Pukul 10.30, tiba di Senen, berjalan kaki menyusuri Mall Senen dan deretan penjaja pakaian di pinggir jalan Pasar Senen. Berkali-kali saya menghubungi kak Fajrul, tapi selalu tidak aktif. Saya terus jalan saja, hingga menemui terminal senen dan mendapatkan deretan penjaja buku baru dan bekas di sisi terminal. Saya hanya memandang menyisir sekilas, tak ada niat beli buku waktu itu. Saya shok melihat kesan memaksa penjual-penjual itu. “Cari buku apa Mas?” tegurnya dengan nada memaksa. “Cuma liat-liat bang,” kataku. ”bilang, nanti saya carikan”, ”emm... buku sastra ada Bang?” nyeleneh ku. Saya mengangkat sebuah karya klasik Buya Hamka, ‘Di Balik Lindungan Kabbah’ sembari menanyakan harganya. ”itu 25.000 Mas,” jawabnya. Saya menawar boleh sepuluh ribu bang, soalnya saya lihat merupakan bajakan dan kualitas kertasnya rendah. Eh, dia langsung menimpali, ”Harga 10 ribu itu harga buku anak SD Mas, kalo buku SD saya beri,” dengan nada tinggi mengejek.

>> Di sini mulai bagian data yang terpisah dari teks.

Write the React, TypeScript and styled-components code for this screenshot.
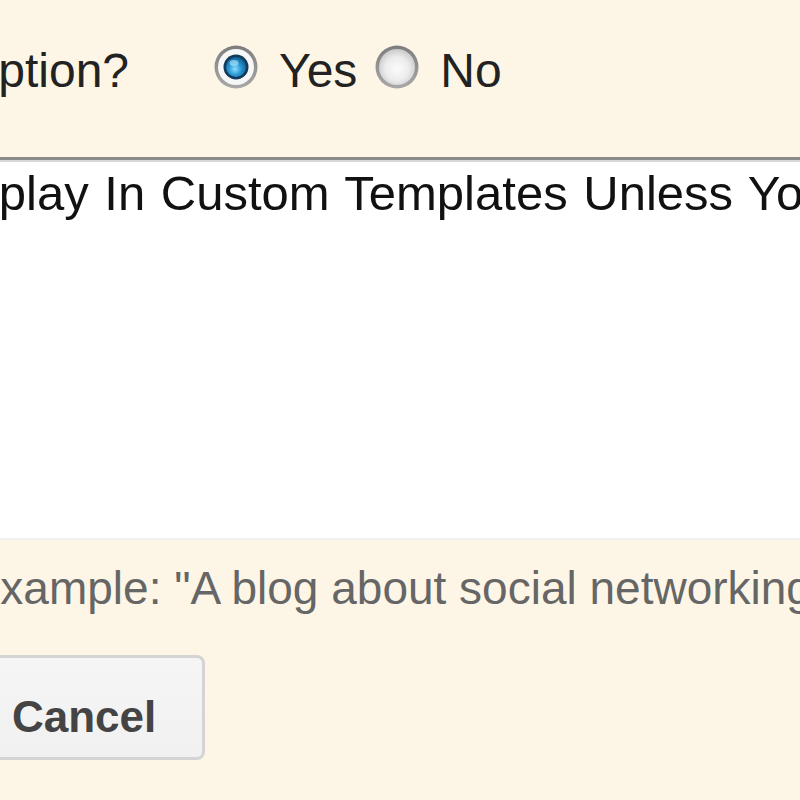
import React from "react";
import styled, { createGlobalStyle } from "styled-components";

const GlobalStyle = createGlobalStyle`
  html, body {
    margin: 0;
    padding: 0;
    background: #fdf6e6;
    overflow: hidden;
  }
  body {
    font-family: "Liberation Sans", Arial, sans-serif;
    color: #222;
  }
`;

const Page = styled.div`
  width: 800px;
  height: 800px;
  overflow: hidden;
  display: flex;
  flex-direction: column;
  align-items: flex-start;
`;

const QuestionRow = styled.div`
  display: flex;
  align-items: center;
  height: 56px;
  margin-top: 43px;
  font-size: 48px;
  line-height: 56px;
  white-space: nowrap;
`;

const Label = styled.span<{ $shift: number }>`
  margin-left: ${(p) => p.$shift}px;
  margin-right: 84px;
`;

const RadioOption = styled.label`
  display: flex;
  align-items: center;
  gap: 20px;
  margin-right: 17px;
  cursor: pointer;
`;

const RadioMark = styled.svg`
  width: 46px;
  height: 46px;
  flex: none;
  margin-bottom: 8px;
`;

const Editor = styled.textarea<{ $shift: number }>`
  box-sizing: border-box;
  margin-top: 58px;
  margin-left: ${(p) => p.$shift}px;
  width: 1100px;
  height: 383px;
  padding: 5px 8px;
  border: none;
  border-top: 3px solid #8a8a8a;
  border-bottom: 2px solid #efefef;
  box-shadow: inset 0 2px 0 #d8d8d8;
  background: #fff;
  font-family: "Liberation Sans", Arial, sans-serif;
  font-size: 49px;
  line-height: 56px;
  word-spacing: 2px;
  color: #111;
  resize: none;
  outline: none;
  overflow: hidden;
  white-space: pre;
`;

const Hint = styled.p<{ $shift: number }>`
  margin: 22px 0 0 ${(p) => p.$shift}px;
  font-size: 46px;
  line-height: 52px;
  color: #666;
  white-space: nowrap;
`;

const Actions = styled.div`
  display: flex;
  margin-top: 41px;
`;

const Button = styled.button<{ $shift?: number }>`
  box-sizing: border-box;
  height: 105px;
  margin-left: ${(p) => p.$shift ?? 0}px;
  padding: 19px 46px 0 32px;
  border: 3px solid #d4d4d4;
  border-radius: 8px;
  background: linear-gradient(#f5f5f5, #f1f1f1);
  font-family: "Liberation Sans", Arial, sans-serif;
  font-weight: bold;
  font-size: 44px;
  line-height: 48px;
  color: #444;
  text-align: left;
  cursor: pointer;
`;

function Radio({ checked }: { checked?: boolean }) {
  const id = checked ? "on" : "off";
  return (
    <RadioMark viewBox="0 0 46 46">
      <defs>
        <linearGradient id={`ring-${id}`} x1="0" y1="0" x2="0" y2="1">
          <stop offset="0" stopColor="#7d7d7d" />
          <stop offset="1" stopColor="#a9a9a9" />
        </linearGradient>
        <radialGradient id={`well-${id}`} cx="0.5" cy="0.55" r="0.55">
          <stop offset="0" stopColor="#fbfbfb" />
          <stop offset="0.6" stopColor="#ececec" />
          <stop offset="1" stopColor="#c9c9c9" />
        </radialGradient>
        <radialGradient id="dot" cx="0.45" cy="0.6" r="0.6">
          <stop offset="0" stopColor="#8fe0ff" />
          <stop offset="0.5" stopColor="#2b9ad6" />
          <stop offset="1" stopColor="#0f5f95" />
        </radialGradient>
      </defs>
      <circle cx="23" cy="23" r="21.5" fill={`url(#ring-${id})`} />
      <circle cx="23" cy="23" r="18" fill={checked ? "#f7f7f7" : `url(#well-${id})`} />
      {checked && (
        <>
          <circle cx="23" cy="23" r="12.5" fill="#123a5a" />
          <circle cx="23" cy="23" r="10" fill="url(#dot)" />
          <ellipse cx="21" cy="19" rx="4.5" ry="3" fill="#b9ecff" opacity="0.6" />
        </>
      )}
    </RadioMark>
  );
}

export default function App() {
  return (
    <Page>
      <GlobalStyle />
      <QuestionRow>
        <Label $shift={-450}>Enable search description?</Label>
        <RadioOption>
          <Radio checked />
          Yes
        </RadioOption>
        <RadioOption>
          <Radio />
          No
        </RadioOption>
      </QuestionRow>
      <Editor
        $shift={-80}
        readOnly
        defaultValue="Display In Custom Templates Unless You Add The Meta Tag"
      />
      <Hint $shift={-107}>
        For example: "A blog about social networking and the web."
      </Hint>
      <Actions>
        <Button $shift={-23}>Cancel</Button>
      </Actions>
    </Page>
  );
}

Saya begitu tersinggung, dan meninggalkannya pelan-pelan. Nuansa jajanan buku ini tidak mengenakkan, saya pun balik lagi untuk mencari pengisi perut, waktunya santap siang. Tempat makan yang terletak di pojok luar pasar Senen itu lumayan nyaman. Saya memesan nasi ikan bawal dan es jeruk, pas lah dengan rasa haus dan lapar pada terik siang hari.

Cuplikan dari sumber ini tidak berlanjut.